**Your instructions**
Gather the lines from the material that contain "index".

**Material**
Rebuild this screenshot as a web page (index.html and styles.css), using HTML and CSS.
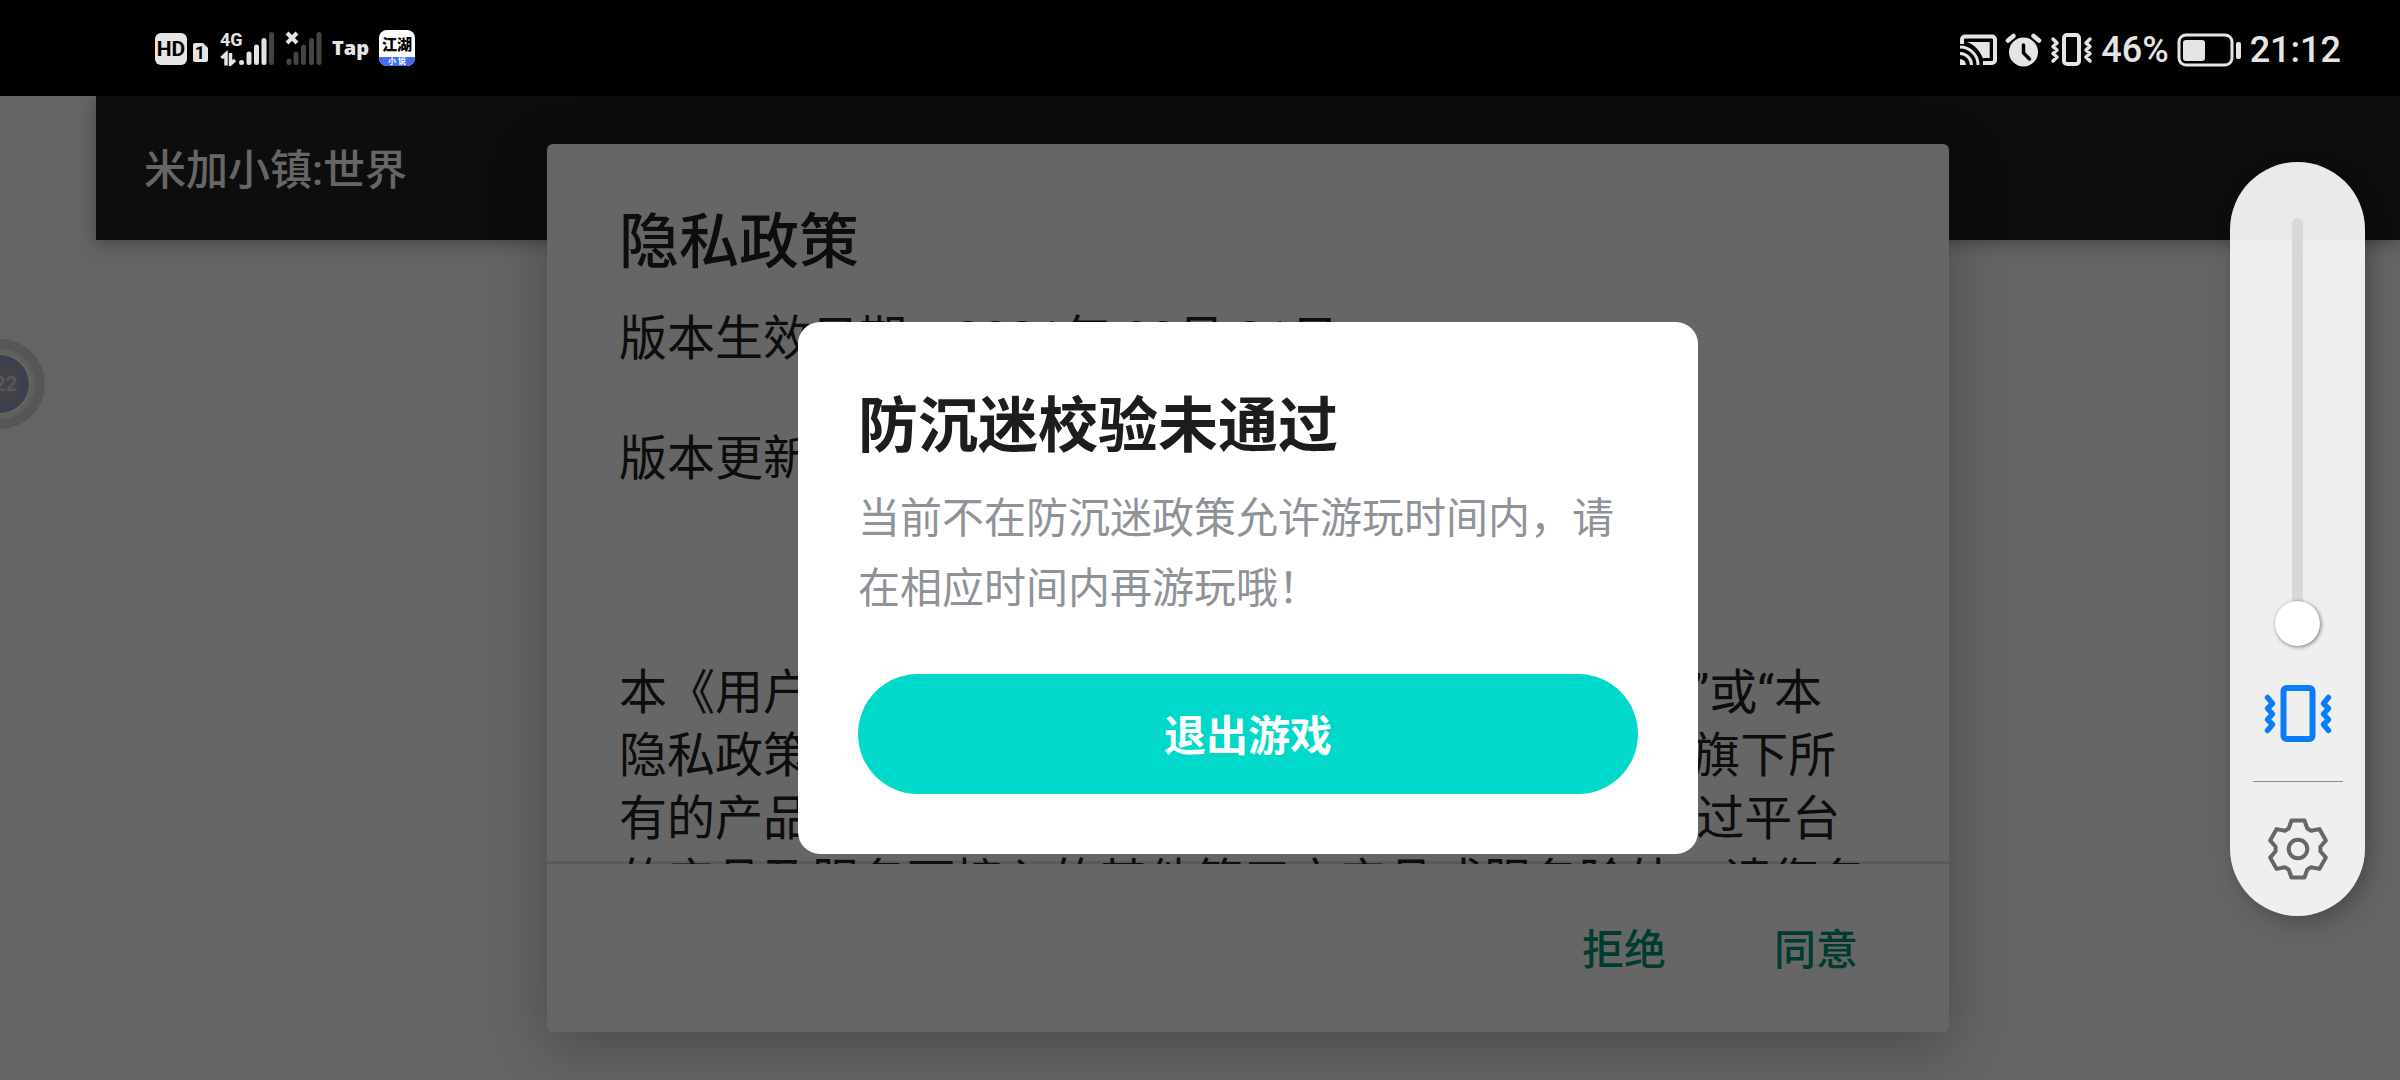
FILE: index.html
```html
<!DOCTYPE html>
<html lang="zh-CN">
<head>
    <meta charset="UTF-8">
    <meta name="viewport" content="width=device-width, initial-scale=1.0">
    <title>米加小镇:世界</title>
    <link rel="stylesheet" href="styles.css">
</head>
<body>

    <!-- 状态栏 -->
    <header class="status-bar">
        <div class="status-group">
            <svg width="53" height="36" viewBox="0 0 53 36">
                <rect x="0" y="3" width="32" height="32" rx="6" fill="#e5e5e5"/>
                <text class="hd-text" x="16" y="26" text-anchor="middle">HD</text>
                <path d="M40 13h8l5 5v12a2 2 0 0 1-2 2H40a2 2 0 0 1-2-2V15a2 2 0 0 1 2-2z" fill="#e5e5e5"/>
                <text class="sim-text" x="45" y="29" text-anchor="middle">1</text>
            </svg>
            <svg width="57" height="36" viewBox="-2 0 57 36">
                <text class="net-text" x="0" y="16">4G</text>
                <path d="M1.500 28L6 24V35.500M10.500 23v11L15 30" fill="none" stroke="#e5e5e5" stroke-width="3.500"/>
                <g stroke="#e5e5e5" stroke-width="5" stroke-linecap="round">
                    <path d="M21.500 32.500v.1M29 24v8.500M36.500 17v15.500M44 10.500v22"/>
                    <path d="M51.500 4.500v28" stroke="#444"/>
                </g>
            </svg>
            <svg width="37" height="36" viewBox="0 0 37 36">
                <path d="M2 3l10 10M12 3L2 13" stroke="#e5e5e5" stroke-width="4"/>
                <path d="M4 31v1.500M11 24v8.500M18.500 17v15.500M26.500 10.500v22M34 4.500v28" stroke="#444" stroke-width="5" stroke-linecap="round"/>
            </svg>
            <span class="tap">Tap</span>
            <svg width="36" height="36" viewBox="0 0 36 36">
                <rect width="36" height="36" rx="8" fill="#fff"/>
                <path d="M0 27h36v1a8 8 0 0 1-8 8H8a8 8 0 0 1-8-8z" fill="#3f6ff0"/>
                <text class="app-name" x="18" y="20" text-anchor="middle">江湖</text>
                <text class="app-kind" x="18" y="34" text-anchor="middle">小 说</text>
            </svg>
        </div>
        <div class="status-group status-right">
            <svg width="38" height="34" viewBox="0 0 38 34">
                <path d="M3 11V6.500a3 3 0 0 1 3-3h27a3 3 0 0 1 3 3V27a3 3 0 0 1-3 3h-9" fill="none" stroke="#e5e5e5" stroke-width="4"/>
                <path d="M8 9h22.700v16h-7C21 18 16 12 8 9z" fill="#e5e5e5"/>
                <path d="M1 26a6 6 0 0 1 6 6H1z" fill="#e5e5e5"/>
                <path d="M1 20.500A11.500 11.500 0 0 1 12.500 32M1 14a18 18 0 0 1 18 18" fill="none" stroke="#e5e5e5" stroke-width="3"/>
            </svg>
            <svg width="37" height="34" viewBox="0 0 37 34">
                <circle cx="18.500" cy="19" r="14.500" fill="#e5e5e5"/>
                <path d="M3 7.500L8.500 3M34 7.500L28.500 3" stroke="#e5e5e5" stroke-width="4.500" stroke-linecap="round"/>
                <path d="M18.500 12v8l6 6" fill="none" stroke="#000" stroke-width="3.500" stroke-linecap="round" stroke-linejoin="round"/>
            </svg>
            <svg width="43" height="34" viewBox="0 0 43 34">
                <rect x="14" y="2" width="15" height="29" rx="3" fill="none" stroke="#e5e5e5" stroke-width="4"/>
                <path d="M3 6l4 4-4 3.500 4 3.500-4 3.500 4 3.500-4 4M40 6l-4 4 4 3.500-4 3.500 4 3.500-4 3.500 4 4" fill="none" stroke="#e5e5e5" stroke-width="3.500" stroke-linecap="round" stroke-linejoin="round"/>
            </svg>
            <span class="status-text">46%</span>
            <svg width="65" height="34" viewBox="1 0 65 34">
                <rect x="3" y="2" width="53" height="30" rx="7" fill="none" stroke="#e5e5e5" stroke-width="3"/>
                <rect x="7" y="7" width="22" height="21" rx="3" fill="#e5e5e5"/>
                <rect x="60" y="9" width="5" height="17" rx="2" fill="#e5e5e5"/>
            </svg>
            <span class="status-text">21:12</span>
        </div>
    </header>

    <main class="screen">
        <div class="app-bar">
            <h1>米加小镇:世界</h1>
        </div>

        <!-- 悬浮球 -->
        <button class="float-ball" type="button" aria-label="悬浮球">
            <svg width="90" height="90" viewBox="0 0 90 90">
                <circle cx="45" cy="45" r="45" fill="#d8d8d8"/>
                <circle cx="45" cy="45" r="35" fill="#fff"/>
                <circle cx="45" cy="45" r="33" fill="none" stroke="#ececec" stroke-width="4"/>
                <circle cx="45" cy="45" r="29" fill="#8ea6c0"/>
                <circle cx="45" cy="45" r="20" fill="#a4a9b2"/>
                <text class="ball-text" x="62" y="52" text-anchor="end">22</text>
            </svg>
        </button>

        <!-- 隐私政策 -->
        <div class="layer">
            <section class="policy">
                <h2>隐私政策</h2>
                <div class="policy-body">
                    <p>版本生效日期：2021年 03月 31日</p>
                    <p class="gap"></p>
                    <p>版本更新日期：2021年 03月 31日</p>
                    <p class="gap"></p>
                    <p class="gap"></p>
                    <p class="gap"></p>
                    <p>本《用户协议与隐私政策》以下均简称为“隐私政策”或“本<br>
                    隐私政策”）适用于本公司及其全部关联公司提供的旗下所<br>
                    有的产品及服务, （包括但不限于网站、客户端和通过平台<br>
                    的产品及服务可接入的其他第三方产品或服务除外。请您务</p>
                </div>
                <div class="policy-actions">
                    <button type="button">拒绝</button>
                    <button type="button">同意</button>
                </div>
            </section>
        </div>

        <!-- 防沉迷提示 -->
        <div class="layer dim">
            <section class="notice" role="dialog" aria-labelledby="noticeTitle">
                <h2 id="noticeTitle">防沉迷校验未通过</h2>
                <p>当前不在防沉迷政策允许游玩时间内，请在相应时间内再游玩哦！</p>
                <button type="button">退出游戏</button>
            </section>
        </div>
    </main>

    <!-- 音量面板 -->
    <aside class="volume">
        <input class="volume-slider" type="range" min="0" max="100" value="0" aria-label="音量">
        <button class="icon-button" type="button" aria-label="振动">
            <svg width="70" height="62" viewBox="0 0 70 62">
                <g fill="none" stroke="#0a7cf6" stroke-linecap="round" stroke-linejoin="round">
                    <rect x="20.500" y="5" width="29" height="51" rx="3" stroke-width="6"/>
                    <path d="M4.500 14.500l5 6-5 5 5 5.500-5 5.500 5 5-5 6M65.500 14.500l-5 6 5 5-5 5.500 5 5.500-5 5 5 6" stroke-width="5.500"/>
                </g>
            </svg>
        </button>
        <hr>
        <button class="icon-button" type="button" aria-label="设置">
            <svg width="62" height="62" viewBox="-31 -31 62 62">
                <g fill="none" stroke="#666" stroke-width="4" stroke-linejoin="round">
                    <path d="M-6.500-28.500H6.500L9.300-20.500 13.100-18.300 21.400-19.900 27.900-8.600 22.400-2.200V2.200L27.900 8.600 21.400 19.900 13.100 18.300 9.300 20.500 6.500 28.500H-6.500L-9.300 20.500-13.100 18.300-21.400 19.900-27.900 8.600-22.400 2.200V-2.200L-27.900-8.600-21.400-19.900-13.100-18.300-9.300-20.500z"/>
                    <circle r="9.300"/>
                </g>
            </svg>
        </button>
    </aside>

</body>
</html>
```
FILE: styles.css
```css
* {
    box-sizing: border-box;
}

body {
    margin: 0;
    height: 100vh;
    display: flex;
    flex-direction: column;
    overflow: hidden;
    background-color: #fafafa;
    font-family: Roboto, "Noto Sans CJK SC", sans-serif;
}

h1, h2, p {
    margin: 0;
}

svg {
    display: block;
    flex: none;
}

button {
    padding: 0;
    border: none;
    background: none;
    font-family: inherit;
    cursor: pointer;
}

/* 状态栏 */
.status-bar {
    flex: none;
    height: 96px;
    padding: 0 59px 0 155px;
    display: flex;
    justify-content: space-between;
    align-items: center;
    background-color: #000;
    color: #e5e5e5;
}

.status-group {
    display: flex;
    align-items: center;
    gap: 10px;
}

.status-right {
    gap: 8px;
    padding-top: 3px;
}

.status-text {
    font-size: 36px;
    font-weight: 500;
    line-height: 40px;
}

.tap {
    font-family: "Open Sans", sans-serif;
    font-size: 20px;
    font-weight: 800;
    line-height: 28px;
}

.hd-text {
    font-size: 21px;
    font-weight: 700;
}

.sim-text {
    font-size: 18px;
    font-weight: 700;
}

.net-text {
    font-size: 18px;
    font-weight: 700;
    fill: #e5e5e5;
}

.app-name {
    font-size: 15px;
    font-weight: 900;
}

.app-kind {
    font-size: 8px;
    font-weight: 700;
    fill: #fff;
}

/* 应用页面 */
.screen {
    flex: 1;
    position: relative;
    overflow: hidden;
}

.app-bar {
    height: 144px;
    margin-left: 96px;
    padding: 0 48px 4px;
    display: flex;
    align-items: center;
    background-color: #212121;
    box-shadow: 0 4px 16px rgba(0, 0, 0, 0.3);
}

.app-bar h1 {
    font-size: 42px;
    font-weight: 500;
    color: #fff;
}

.float-ball {
    position: absolute;
    left: -45px;
    top: 243px;
}

.ball-text {
    font-size: 20px;
    font-weight: 700;
    fill: #d8dade;
}

.layer {
    position: absolute;
    inset: 0;
    padding: 48px 0 48px 96px;
    display: flex;
    justify-content: center;
    align-items: center;
}

.dim {
    background-color: rgba(0, 0, 0, 0.6);
}

/* 隐私政策弹窗 */
.policy {
    width: 1402px;
    max-width: 90%;
    height: 100%;
    display: flex;
    flex-direction: column;
    background-color: #fff;
    border-radius: 6px;
    box-shadow: 0 16px 60px rgba(0, 0, 0, 0.25);
    color: #212121;
}

.policy h2 {
    padding: 63px 72px 0;
    font-size: 60px;
    font-weight: 500;
    line-height: 72px;
}

.policy-body {
    flex: 1;
    min-height: 0;
    padding: 28px 72px 0;
    overflow: hidden;
    white-space: nowrap;
    font-size: 48px;
    line-height: 63px;
    box-shadow: inset 0 -3px #e0e0e0;
}

.policy-body .gap {
    height: 57px;
}

.policy-actions {
    flex: none;
    height: 168px;
    padding: 0 67px 4px;
    display: flex;
    justify-content: flex-end;
    align-items: center;
    gap: 60px;
}

.policy-actions button {
    padding: 24px;
    font-size: 42px;
    font-weight: 500;
    color: #009479;
}

/* 防沉迷弹窗 */
.notice {
    width: 900px;
    max-width: 90%;
    padding: 63px 60px 60px;
    display: flex;
    flex-direction: column;
    background-color: #fff;
    border-radius: 22px;
}

.notice h2 {
    font-size: 60px;
    font-weight: 700;
    line-height: 84px;
    color: #1c1d1f;
}

.notice p {
    margin: 15px 0 50px;
    font-size: 42px;
    line-height: 70px;
    color: #8f9398;
}

.notice button {
    height: 120px;
    padding-bottom: 4px;
    border-radius: 60px;
    background-color: #00d9c9;
    font-size: 42px;
    font-weight: 700;
    color: #fff;
}

/* 音量面板 */
.volume {
    position: fixed;
    right: 35px;
    top: 162px;
    width: 135px;
    padding: 56px 0 36px;
    display: flex;
    flex-direction: column;
    align-items: center;
    border-radius: 68px;
    background-color: rgba(247, 247, 247, 0.95);
    box-shadow: 6px 6px 20px rgba(0, 0, 0, 0.25);
}

.volume-slider {
    appearance: none;
    width: 45px;
    height: 428px;
    margin: 0 0 37px;
    background: none;
    writing-mode: vertical-lr;
    direction: rtl;
}

.volume-slider::-webkit-slider-runnable-track {
    width: 11px;
    border-radius: 6px;
    background-color: #d8d8d8;
}

.volume-slider::-webkit-slider-thumb {
    appearance: none;
    width: 45px;
    height: 45px;
    margin-left: -17px;
    border-radius: 50%;
    background-color: #fff;
    box-shadow: 1px 1px 4px rgba(0, 0, 0, 0.5);
}

.volume hr {
    width: 90px;
    height: 1px;
    margin: 36px 0;
    border: none;
    background-color: #8c8c8c;
}
```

**Exercise result**
Rebuild this screenshot as a web page (index.html and styles.css), using HTML and CSS.
FILE: index.html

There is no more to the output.